In my morning reading the text was Isaiah 6:1-7:9. I have read it many times. But today I read the text in the ESV. One verse stood out as awkward English.
Then I said, “How long, O Lord?”
And he said:
“Until cities lie waste
and houses without people,
and the land is a desolate waste,
The bold words are the ones in question. It seems like something is missing, i.e. “cities lie in waste” or “cities lie wasted.” The exact same phrasing occurs in ESV at the following places:
The highways lie waste;
the traveler ceases.
Covenants are broken;
cities are despised;
there is no regard for man.
Night and day it shall not be quenched;
its smoke shall go up forever.
From generation to generation it shall lie waste;
none shall pass through it forever and ever.

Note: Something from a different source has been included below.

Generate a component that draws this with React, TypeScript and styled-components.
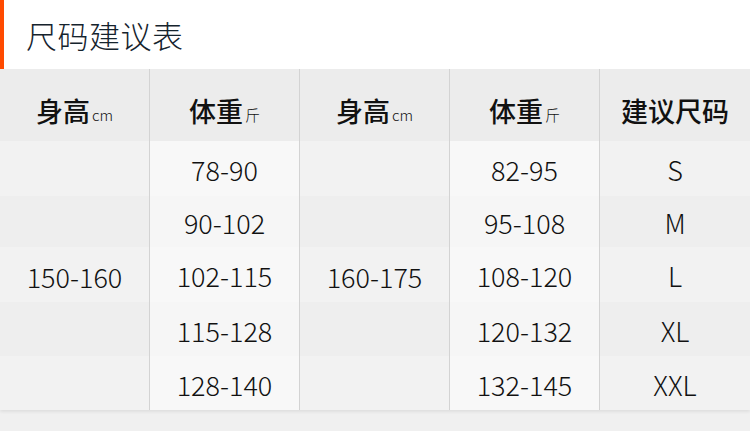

Other English Translations
So I checked Isaiah 6:11 in other translations (none of ~30 translations I checked had what ESV has).
NAS (Is. 6:11)
Then I said, “Lord, how long?” And He answered,
“Until cities are devastated and without inhabitant,
Houses are without people
And the land is utterly desolate,
NKJV (Is. 6:11)
Then I said, “Lord, how long?”
And He answered:
“Until the cities are laid waste and without inhabitant,
The houses are without a man,
The land is utterly desolate,
HCSB (Is. 6:11)
Then I said, “Until when, Lord?” And He replied:
Until cities lie in ruins without inhabitants,
houses are without people,
the land is ruined and desolate,
NIV (Is. 6:11)
Then I said, “For how long, Lord?”
And he answered:
“Until the cities lie ruined
and without inhabitant,
until the houses are left deserted
and the fields ruined and ravaged,
NET (Is. 6:11)
I replied, “How long, sovereign master?” He said,
“Until cities are in ruins and unpopulated,
and houses are uninhabited,
and the land is ruined and devastated,
NLT (Is. 6:11)
Then I said, “Lord, how long will this go on?” And he replied,
“Until their towns are empty,
their houses are deserted,
and the whole country is a wasteland;
I have studied the issue of English in translation in many contexts. I think that translations such as God’s Word offers a good example; the translation team had a full time (qualified) English advisor. The task of this advisor was to examine both written and oral choices and offering editing changes. Any of the above translations provide adequate good English style for this text.
I would recommend that the ESV translation team revisit these three Isaiah texts to produce a more meaningful English rendition.